Comment le tueur a-t-il pu échapper à toute surveillance?
L’attaque mortelle de Liège soulève des questions sur le traitement des détenus radicalisés.
Au lendemain de l’attaque de Liège, qui a tué trois personnes et qui a été revendiquée par Daesh mercredi, la Belgique s’interroge. Car Benjamin Herman, suspecté d’être l’auteur des faits, figurait dans les rapports des services de renseignement et avait fait l’objet d’une évaluation par la CelEx, la cellule consacrée aux profils extrémistes dans les prisons belges. Mais il n’avait pas été inscrit dans la banque de données des détenus jugés dangereux. Autant d’éléments soulevant des interrogations. Deux mois après les attentats de Charlie Hebdo et de l’Hyper Cacher, le gouvernement belge s’est doté d’un plan d’action contre la radicalisation dans les prisons. Parmi les mesures : la création d’une cellule « extrémisme » dont la fonction est de lister et d’identifier les détenus en fonction de leur degré de radicalisation et évaluer régulièrement ces profils. Une fois cette identification réalisée, plusieurs régimes de détention existent, de l’isolement au placement en « D-Rad : Ex », l’équivalent de nos unités qui regroupent les prédicateurs les plus dangereux. Si le suspect de Liège a fait l’objet d’une évaluation de la cellule « extrémisme », le moindre de ses faits et gestes a dû être consigné.
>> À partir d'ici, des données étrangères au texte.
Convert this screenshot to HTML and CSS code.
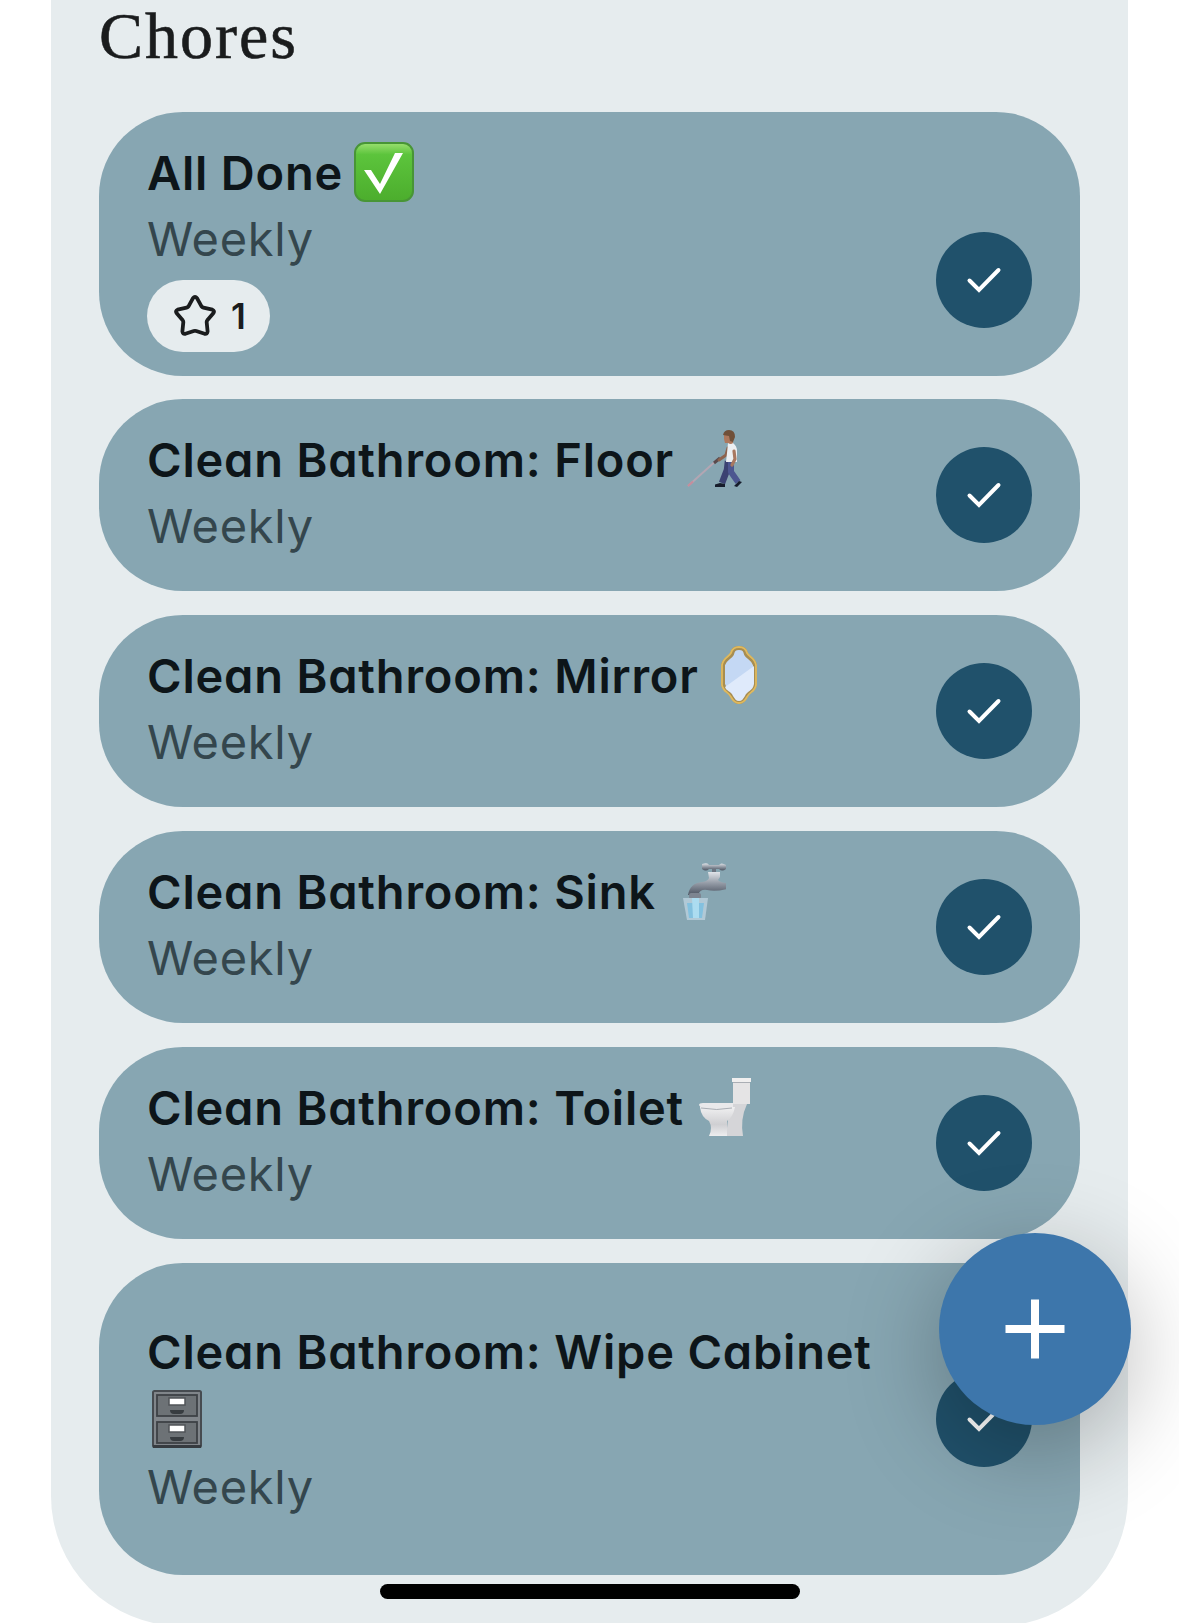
FILE: index.html
```html
<!DOCTYPE html>
<html lang="en">
<head>
  <meta charset="UTF-8">
  <meta name="viewport" content="width=device-width, initial-scale=1.0">
  <title>Chores</title>
  <link rel="stylesheet" href="styles.css">
</head>
<body>
  <!-- Shared check icon -->
  <svg class="defs" width="0" height="0">
    <symbol id="check" viewBox="0 0 96 96">
      <path d="M33.5 48.5L43 58L62.5 38" fill="none" stroke="#fff" stroke-width="4" stroke-linecap="round" stroke-linejoin="miter"/>
    </symbol>
  </svg>

  <main class="panel">
    <h1>Chores</h1>

    <div class="chores">
      <div class="chore chore-reward">
        <div class="info">
          <h2>All Done <svg class="emoji" viewBox="0 0 60 60">
            <defs>
              <linearGradient id="green" x1="0" y1="0" x2="0" y2="1">
                <stop offset="0" stop-color="#9be070"/>
                <stop offset=".2" stop-color="#5cc43c"/>
                <stop offset="1" stop-color="#4cad2d"/>
              </linearGradient>
            </defs>
            <rect x="1" y="1" width="58" height="58" rx="10" fill="url(#green)" stroke="#489536" stroke-width="2"/>
            <path d="M10 28h7l9 14L41 11h8L26 52z" fill="#fff"/>
          </svg></h2>
          <p>Weekly</p>
          <div class="badge">
            <svg class="star" viewBox="0 0 42 42">
              <path d="M19 3.2Q21 .6 23 3.2L27.5 11.3Q28.2 12.3 29.4 12.6L38.4 14.7Q41 15.8 39.3 18.3L33.3 25.3Q32.6 26.2 32.7 27.3L33.6 36.4Q33.3 39.4 30.6 38.8L22.2 36Q21 35.6 19.8 36L11.4 38.8Q8.7 39.4 8.4 36.4L9.3 27.3Q9.4 26.2 8.7 25.3L2.7 18.3Q1 15.8 3.6 14.7L12.6 12.6Q13.8 12.3 14.5 11.3Z" fill="none" stroke="#1a1c1d" stroke-width="3.8" stroke-linejoin="round"/>
            </svg>
            <span>1</span>
          </div>
        </div>
        <button class="done" aria-label="Done"><svg><use href="#check"/></svg></button>
      </div>

      <div class="chore">
        <div class="info">
          <h2>Clean Bathroom: Floor <svg class="emoji" viewBox="0 0 60 60">
            <path d="M3 57L33 30" stroke="#b3a6b3" stroke-width="2"/>
            <path d="M3 57L8 52.500" stroke="#c58d9c" stroke-width="2.2"/>
            <path d="M29 34l6-5" stroke="#5a4a4c" stroke-width="3"/>
            <path d="M43 32L42 41L37 54" fill="none" stroke="#3b4272" stroke-width="6.500" stroke-linejoin="round"/>
            <path d="M46 32L46 43L53 53" fill="none" stroke="#4c5690" stroke-width="6" stroke-linejoin="round"/>
            <path d="M30 58v-2.500l5-1.500 5 1v3zM49 57l5-5 3 1-5 5z" fill="#161c2b"/>
            <path d="M43 19l-2 7-7 5" fill="none" stroke="#8d624d" stroke-width="3" stroke-linecap="round"/>
            <path d="M43 14h5q4 3 4 8v11H41l1-9z" fill="#eceff2"/>
            <path d="M49 22l1 8-3 6" fill="none" stroke="#a87860" stroke-width="3.200" stroke-linecap="round"/>
            <path d="M39 4h9v10q-2 2-5 0h-3l-1-4z" fill="#ad785d"/>
            <path d="M38 6q1-5 6-5 6 0 6 7l-2 5-3-1-1-5z" fill="#705039"/>
          </svg></h2>
          <p>Weekly</p>
        </div>
        <button class="done" aria-label="Done"><svg><use href="#check"/></svg></button>
      </div>

      <div class="chore">
        <div class="info">
          <h2>Clean Bathroom: Mirror <svg class="emoji" viewBox="0 0 60 60">
            <path d="M30 3c5 0 6 2 7 6 2 4 8 5 9 11v19c-1 7-7 7-9 12-2 4-4 6-7 6s-5-2-7-6c-2-5-8-5-9-12V20c1-6 7-7 9-11 1-4 2-6 7-6z" fill="#c4d8f4" stroke="#a78d51" stroke-width="4"/>
            <path d="M45 21v18c-1 7-7 7-9 12-2 3-3 5-6 5s-4-2-6-5c-2-5-7-5-8-9z" fill="#dfeafb"/>
            <path d="M30 2c5 0 7 2 8 6 2 4 8 5 9 12v20c-1 7-7 7-9 12-2 4-4 6-8 6s-6-2-8-6c-2-5-8-5-9-12V20c1-7 7-8 9-12 1-4 3-6 8-6z" fill="none" stroke="#dfb95e" stroke-width="1.8"/>
          </svg></h2>
          <p>Weekly</p>
        </div>
        <button class="done" aria-label="Done"><svg><use href="#check"/></svg></button>
      </div>

      <div class="chore">
        <div class="info">
          <h2>Clean Bathroom: Sink <svg class="emoji" viewBox="0 0 60 60">
            <defs>
              <linearGradient id="chrome" x1="0" y1="0" x2="0" y2="1">
                <stop offset="0" stop-color="#e0e4e9"/>
                <stop offset=".5" stop-color="#9299a4"/>
                <stop offset="1" stop-color="#4b5361"/>
              </linearGradient>
            </defs>
            <path d="M46 5h4v8h-4z" fill="#6c7480"/>
            <path d="M36 3q6-2 7 1h10q2-3 7 0v4q-4 3-7 0H43q-3 3-7 0z" fill="url(#chrome)"/>
            <path d="M42 11h12v5l-2 3q3 3 9 3v6q-12 3-20 1-7-1-9 5H22q2-12 14-13 6-1 7-4z" fill="url(#chrome)"/>
            <rect x="23" y="32" width="12" height="6" rx="2" fill="#7d8591"/>
            <path d="M17 37h25l-3 22H21z" fill="#b1c9d6"/>
            <path d="M21 42h17l-2 15H23z" fill="#83c1df"/>
            <path d="M26 37h7v20h-6z" fill="#acdcf0"/>
          </svg></h2>
          <p>Weekly</p>
        </div>
        <button class="done" aria-label="Done"><svg><use href="#check"/></svg></button>
      </div>

      <div class="chore">
        <div class="info">
          <h2>Clean Bathroom: Toilet <svg class="emoji" viewBox="0 0 60 60">
            <defs>
              <linearGradient id="china" x1="0" y1="0" x2="0" y2="1">
                <stop offset="0" stop-color="#f0f0f1"/>
                <stop offset=".6" stop-color="#cfcfd2"/>
                <stop offset="1" stop-color="#eeeeef"/>
              </linearGradient>
            </defs>
            <path d="M35 27h17q-7 15-4 32H31z" fill="#d5d5d8"/>
            <path d="M5 30h35q-2 10-8 14v15H14q4-8 0-15Q6 40 5 30z" fill="url(#china)"/>
            <path d="M4 28q0-2 4-2h30v4q-12 4-32 1z" fill="#e9e9eb"/>
            <path d="M38 5h17v22H38z" fill="#e5e4e5"/>
            <path d="M37 1h19v4H37z" fill="#f0efef"/>
            <path d="M38 5.500h17M6 31q16 3 31 0" fill="none" stroke="#aaaeb4" stroke-width="1"/>
          </svg></h2>
          <p>Weekly</p>
        </div>
        <button class="done" aria-label="Done"><svg><use href="#check"/></svg></button>
      </div>

      <div class="chore chore-tall">
        <div class="info">
          <h2>Clean Bathroom: Wipe Cabinet <svg class="emoji" viewBox="0 0 60 60">
            <rect x="8" y="2" width="48" height="56" rx="1.500" fill="#80858a" stroke="#464b50" stroke-width="2"/>
            <path d="M8 56h48v3H8z" fill="#363b40"/>
            <g id="drawer">
              <rect x="12" y="6" width="40" height="21" fill="#6d7276" stroke="#3d4246" stroke-width="1.800"/>
              <rect x="24" y="9" width="16" height="7" fill="#fff" stroke="#505458" stroke-width="1.500"/>
              <path d="M25 21h14q0 4-4 4h-6q-4 0-4-4z" fill="#373c40"/>
            </g>
            <use href="#drawer" y="27"/>
          </svg></h2>
          <p>Weekly</p>
        </div>
        <button class="done" aria-label="Done"><svg><use href="#check"/></svg></button>
      </div>
    </div>
  </main>

  <!-- Floating add button -->
  <button class="add" aria-label="Add chore">
    <svg viewBox="0 0 60 60"><path d="M30 .5v59M.5 30h59" stroke="#fff" stroke-width="8"/></svg>
  </button>

  <div class="home-indicator"></div>
</body>
</html>
```
FILE: styles.css
```css
* {
  margin: 0;
  padding: 0;
  box-sizing: border-box;
}

body {
  height: 1623px;
  overflow: hidden;
  background-color: #fff;
  font-family: Inter, "Liberation Sans", sans-serif;
  font-feature-settings: "cv11"; /* single-storey a */
}

.defs {
  position: absolute;
}

.panel {
  height: 1626px;
  margin: 0 51px;
  padding: 0 48px;
  background-color: #e6ecee;
  border-radius: 0 0 130px 130px;
}

h1 {
  height: 112px;
  line-height: 72px;
  font-family: "Liberation Serif", serif;
  font-size: 66px;
  font-weight: 400;
  letter-spacing: 2px;
  color: #1a1c1d;
  -webkit-text-stroke: 0.6px #1a1c1d;
}

.chores {
  display: flex;
  flex-direction: column;
  gap: 24px;
}

.chore {
  display: flex;
  align-items: center;
  justify-content: space-between;
  height: 192px;
  padding: 0 48px;
  background-color: #87a6b2;
  border-radius: 84px;
}

.chore-reward {
  height: 264px;
  margin-bottom: -1px;
}

.chore-reward .done {
  margin-top: 72px;
}

.chore-tall {
  height: 312px;
}

.info {
  flex: 1;
  padding-bottom: 4px;
}

.chore-reward .info {
  padding: 4px 0 0;
}

.chore-tall .info {
  padding-bottom: 0;
}

.info h2,
.info p {
  font-size: 47px;
  line-height: 66px;
}

.info h2 {
  font-weight: 600;
  letter-spacing: 0.8px;
  color: #0d1519;
}

.chore-tall h2 {
  line-height: 68px;
}

.info p {
  font-weight: 400;
  letter-spacing: 0.7px;
  color: #34464d;
}

.emoji {
  width: 60px;
  height: 60px;
  margin-left: -2px;
  margin-bottom: -6px;
  vertical-align: -6px;
}

.badge {
  display: flex;
  align-items: center;
  gap: 15px;
  width: 123px;
  height: 72px;
  margin-top: 8px;
  padding-left: 27px;
  background-color: #e6ecee;
  border-radius: 36px;
  font-size: 35px;
  font-weight: 600;
  color: #1a1c1d;
}

.star {
  width: 42px;
  height: 42px;
}

.done {
  width: 96px;
  height: 96px;
  border: none;
  border-radius: 50%;
  background-color: #20516b;
}

.done svg {
  display: block;
  width: 96px;
  height: 96px;
}

.add {
  position: fixed;
  left: 939px;
  top: 1233px;
  display: flex;
  align-items: center;
  justify-content: center;
  width: 192px;
  height: 192px;
  border: none;
  border-radius: 50%;
  background-color: #3d76ab;
  box-shadow: 0 24px 96px rgba(0, 0, 0, 0.28);
}

.add svg {
  width: 60px;
  height: 60px;
}

.home-indicator {
  position: fixed;
  left: 380px;
  top: 1584px;
  width: 420px;
  height: 15px;
  border-radius: 8px;
  background-color: #000;
}
```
Des surveillants en colère
Autre élément d’incompréhension : comment un homme dont le nom avait été communiqué à cette fameuse CelEx a pu bénéficier de quatorze congés pénitentiaires depuis sa première incarcération ? Selon Nicolas Cohen, de l’Observatoire international des prisons (OIP) en Belgique, les 237 détenus inscrits sur cette liste ont droit à un traitement plus strict que les autres : « Ce qu’on constate, c’est une quasi-impossibilité pour ces prisonniers d’obtenir un congé pénitentiaire, une surveillance électronique ou une libération conditionnelle. » De quoi déclencher la colère des agents pénitentaires. Didier Breulheid, ancien surveillant et référent syndical CSC en charge de la justice, confie : « Ils ne se sentent pas responsables mais ils sont en rage. Ils ont le sentiment qu’on accorde des faveurs à la population détenue et qu’eux ne peuvent pas travailler correctement. » Seules les équipes des cinq prisons désignées « satellites » bénéficient aujourd’hui d’une formation consacrée à la radicalisation. Un dispositif au rabais pour le syndicaliste : « En réalité, on a juste formé pendant trois journées quelques membres du service psychosocial et quelques agents. Tout ça, c’est de la poudre aux yeux. »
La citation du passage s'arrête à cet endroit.